__Directions__: Reproduce the listing below exactly. Pictures do not belong in the copy.
============
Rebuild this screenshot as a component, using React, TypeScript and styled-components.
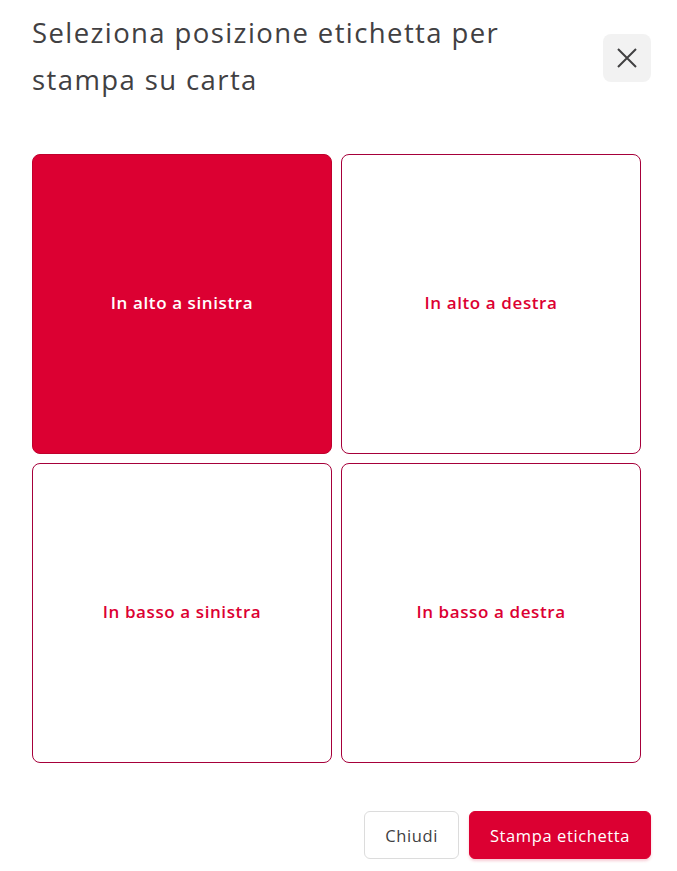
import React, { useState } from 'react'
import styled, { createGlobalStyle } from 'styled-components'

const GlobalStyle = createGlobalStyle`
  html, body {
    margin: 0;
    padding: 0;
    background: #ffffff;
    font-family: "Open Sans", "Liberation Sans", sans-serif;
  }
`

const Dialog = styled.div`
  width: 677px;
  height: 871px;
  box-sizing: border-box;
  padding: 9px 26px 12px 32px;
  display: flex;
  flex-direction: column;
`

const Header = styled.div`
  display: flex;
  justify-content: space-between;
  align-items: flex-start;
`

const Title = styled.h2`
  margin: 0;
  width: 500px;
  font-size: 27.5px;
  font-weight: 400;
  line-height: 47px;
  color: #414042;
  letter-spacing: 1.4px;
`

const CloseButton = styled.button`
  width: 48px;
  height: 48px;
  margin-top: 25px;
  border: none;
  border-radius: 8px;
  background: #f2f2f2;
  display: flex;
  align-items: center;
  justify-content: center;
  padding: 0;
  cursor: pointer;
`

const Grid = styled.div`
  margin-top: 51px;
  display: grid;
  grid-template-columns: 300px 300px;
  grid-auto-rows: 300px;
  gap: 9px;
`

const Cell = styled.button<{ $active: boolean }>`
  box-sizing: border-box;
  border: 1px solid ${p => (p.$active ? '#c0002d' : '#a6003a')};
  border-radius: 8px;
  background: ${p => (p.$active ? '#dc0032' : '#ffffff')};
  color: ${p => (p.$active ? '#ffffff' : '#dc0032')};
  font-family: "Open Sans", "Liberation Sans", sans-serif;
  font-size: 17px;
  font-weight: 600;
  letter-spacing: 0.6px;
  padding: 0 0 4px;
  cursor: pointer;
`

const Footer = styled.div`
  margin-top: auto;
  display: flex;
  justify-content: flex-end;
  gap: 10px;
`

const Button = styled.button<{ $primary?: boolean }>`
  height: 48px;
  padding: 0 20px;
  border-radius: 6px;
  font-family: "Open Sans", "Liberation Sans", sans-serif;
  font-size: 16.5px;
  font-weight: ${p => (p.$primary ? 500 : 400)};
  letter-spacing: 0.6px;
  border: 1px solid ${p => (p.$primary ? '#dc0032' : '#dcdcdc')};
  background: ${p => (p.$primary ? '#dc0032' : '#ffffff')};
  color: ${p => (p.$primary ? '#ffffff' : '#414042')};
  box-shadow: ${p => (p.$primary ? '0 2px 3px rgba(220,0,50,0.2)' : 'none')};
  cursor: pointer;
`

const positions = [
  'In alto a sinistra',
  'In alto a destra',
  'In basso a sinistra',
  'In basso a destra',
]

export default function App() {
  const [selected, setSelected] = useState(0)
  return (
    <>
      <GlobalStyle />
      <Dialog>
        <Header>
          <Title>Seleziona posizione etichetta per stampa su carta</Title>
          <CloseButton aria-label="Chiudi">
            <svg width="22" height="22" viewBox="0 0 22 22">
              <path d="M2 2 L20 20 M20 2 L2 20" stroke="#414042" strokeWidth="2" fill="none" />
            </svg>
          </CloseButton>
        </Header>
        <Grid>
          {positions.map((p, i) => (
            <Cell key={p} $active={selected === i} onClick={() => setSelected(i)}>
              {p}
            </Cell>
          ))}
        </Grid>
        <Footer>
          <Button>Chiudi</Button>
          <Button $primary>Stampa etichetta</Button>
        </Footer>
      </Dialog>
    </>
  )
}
============
__Task answer__:
Rebuild this screenshot as a component, using React, TypeScript and styled-components.
import React, { useState } from 'react'
import styled, { createGlobalStyle } from 'styled-components'

const GlobalStyle = createGlobalStyle`
  html, body {
    margin: 0;
    padding: 0;
    background: #ffffff;
    font-family: "Open Sans", "Liberation Sans", sans-serif;
  }
`

const Dialog = styled.div`
  width: 677px;
  height: 871px;
  box-sizing: border-box;
  padding: 9px 26px 12px 32px;
  display: flex;
  flex-direction: column;
`

const Header = styled.div`
  display: flex;
  justify-content: space-between;
  align-items: flex-start;
`

const Title = styled.h2`
  margin: 0;
  width: 500px;
  font-size: 27.5px;
  font-weight: 400;
  line-height: 47px;
  color: #414042;
  letter-spacing: 1.4px;
`

const CloseButton = styled.button`
  width: 48px;
  height: 48px;
  margin-top: 25px;
  border: none;
  border-radius: 8px;
  background: #f2f2f2;
  display: flex;
  align-items: center;
  justify-content: center;
  padding: 0;
  cursor: pointer;
`

const Grid = styled.div`
  margin-top: 51px;
  display: grid;
  grid-template-columns: 300px 300px;
  grid-auto-rows: 300px;
  gap: 9px;
`

const Cell = styled.button<{ $active: boolean }>`
  box-sizing: border-box;
  border: 1px solid ${p => (p.$active ? '#c0002d' : '#a6003a')};
  border-radius: 8px;
  background: ${p => (p.$active ? '#dc0032' : '#ffffff')};
  color: ${p => (p.$active ? '#ffffff' : '#dc0032')};
  font-family: "Open Sans", "Liberation Sans", sans-serif;
  font-size: 17px;
  font-weight: 600;
  letter-spacing: 0.6px;
  padding: 0 0 4px;
  cursor: pointer;
`

const Footer = styled.div`
  margin-top: auto;
  display: flex;
  justify-content: flex-end;
  gap: 10px;
`

const Button = styled.button<{ $primary?: boolean }>`
  height: 48px;
  padding: 0 20px;
  border-radius: 6px;
  font-family: "Open Sans", "Liberation Sans", sans-serif;
  font-size: 16.5px;
  font-weight: ${p => (p.$primary ? 500 : 400)};
  letter-spacing: 0.6px;
  border: 1px solid ${p => (p.$primary ? '#dc0032' : '#dcdcdc')};
  background: ${p => (p.$primary ? '#dc0032' : '#ffffff')};
  color: ${p => (p.$primary ? '#ffffff' : '#414042')};
  box-shadow: ${p => (p.$primary ? '0 2px 3px rgba(220,0,50,0.2)' : 'none')};
  cursor: pointer;
`

const positions = [
  'In alto a sinistra',
  'In alto a destra',
  'In basso a sinistra',
  'In basso a destra',
]

export default function App() {
  const [selected, setSelected] = useState(0)
  return (
    <>
      <GlobalStyle />
      <Dialog>
        <Header>
          <Title>Seleziona posizione etichetta per stampa su carta</Title>
          <CloseButton aria-label="Chiudi">
            <svg width="22" height="22" viewBox="0 0 22 22">
              <path d="M2 2 L20 20 M20 2 L2 20" stroke="#414042" strokeWidth="2" fill="none" />
            </svg>
          </CloseButton>
        </Header>
        <Grid>
          {positions.map((p, i) => (
            <Cell key={p} $active={selected === i} onClick={() => setSelected(i)}>
              {p}
            </Cell>
          ))}
        </Grid>
        <Footer>
          <Button>Chiudi</Button>
          <Button $primary>Stampa etichetta</Button>
        </Footer>
      </Dialog>
    </>
  )
}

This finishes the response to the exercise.